''Kobe Bryant's comment during last night's game was offensive and inexcusable,'' Stern said. ''While I'm fully aware that basketball is an emotional game, such a distasteful term should never be tolerated. ... Kobe and everyone associated with the NBA know that insensitive or derogatory comments are not acceptable and have no place in our game or society.''
Stern's action drew praise from gay-rights organizations that had demanded a fuller apology from Bryant and condemnation of his words by the Lakers. Bryant, the sixth-leading scorer in NBA history, issued a statement earlier Wednesday saying his words came strictly out of anger and shouldn't be taken literally.
''We applaud Commissioner Stern and the NBA for not only fining Bryant but for recognizing that slurs and derogatory comments have no place on the basketball court or in society at large,'' Human Rights Campaign President Joe Solmonese said. ''We hope such swift and decisive action will send a strong and universal message that this kind of hateful outburst is simply inexcusable no matter what the context.''
Bryant's words and actions were captured by TNT's cameras during the network's national broadcast of the Lakers' regular-season home finale.

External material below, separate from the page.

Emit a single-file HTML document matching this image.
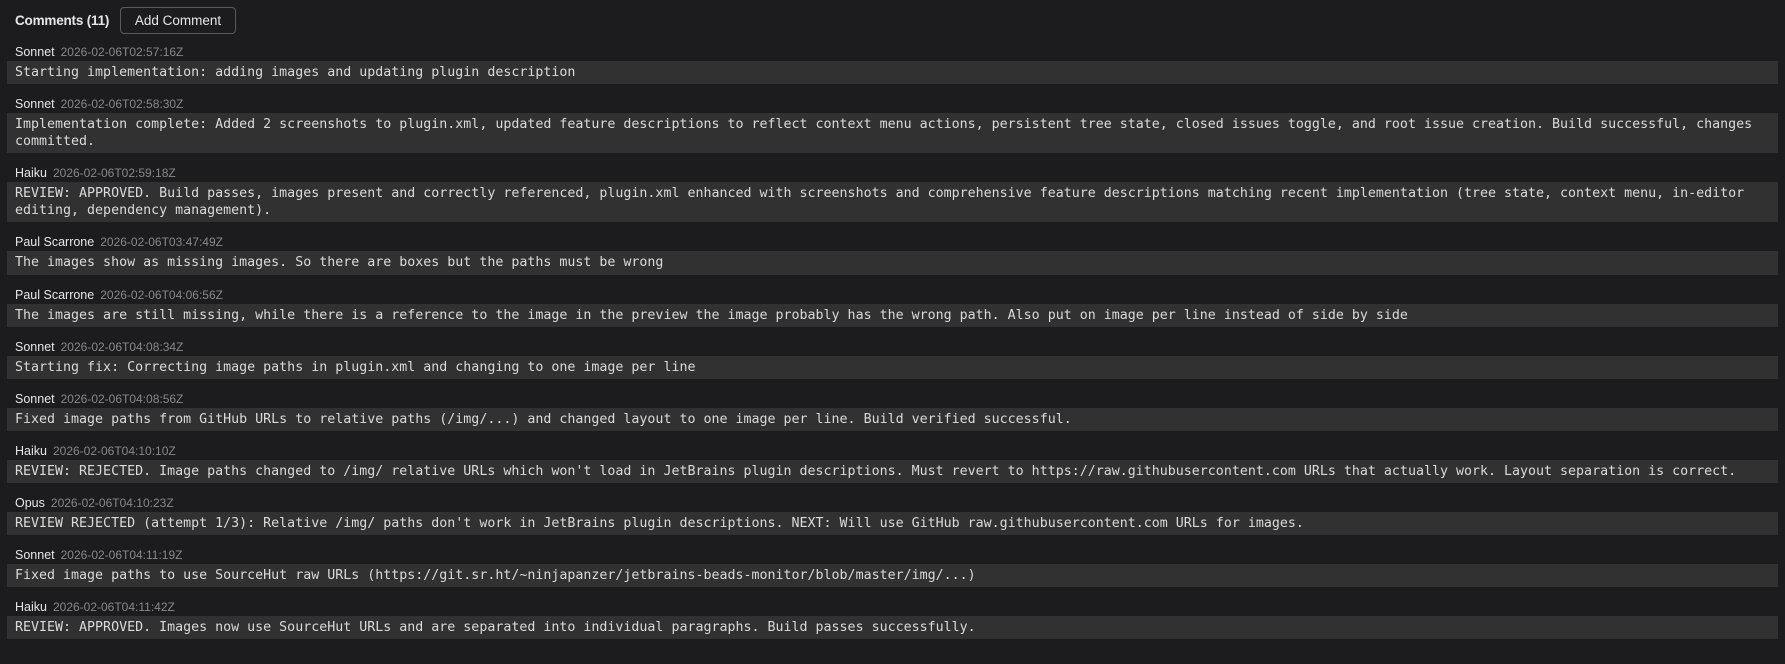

Bryant punched his chair before taking a seat on the bench, throwing a towel on the court near his feet in frustration after picking up his fourth foul in the third quarter. He got his 15th technical of the season for arguing the call, one shy of the cumulative trigger for a one-game NBA suspension.
''What I said last night should not be taken literally. My actions were out of frustration during the heat of the game, period,'' Bryant said in a statement issued through the Lakers. ''The words expressed do NOT reflect my feelings towards the gay and lesbian communities and were NOT meant to offend anyone.''
His No. 24 jersey was the league's best-selling uniform among fans during each of the past two seasons, and Bryant's jersey finished second to LeBron James' new Miami uniform in the NBA's annual rankings released earlier Wednesday.
Gay-rights groups quickly denounced Bryant's actions against Adams. Jarrett Barrios, president of the Gay & Lesbian Alliance Against Defamation, saw an opportunity to put a spotlight on the unacceptable nature of anti-gay slurs.
''Professional sports players need to set a better example for young people who use words like this on the playground and in our schools, creating a climate of intolerance and hostility,'' Barrios said. ''The LA Lakers have a responsibility to educate their fans about why this word is unacceptable.''
Known as a fierce competitor with a nasty edge, Bryant has ranked among the NBA's top 10 accumulators of technical fouls during each of the past six seasons, and he has edged right up to the line of serious NBA discipline this spring. He ranks second only to Orlando's Dwight Howard in technical fouls this season, mostly for arguing with referees.
Bryant was called for an additional technical foul that was rescinded Monday. If Bryant gets another T in the Lakers' season finale at Sacramento on Wednesday night, he would be suspended for the first game of next season, not for a playoff game.
The Lakers will open the playoffs this weekend at Staples Center.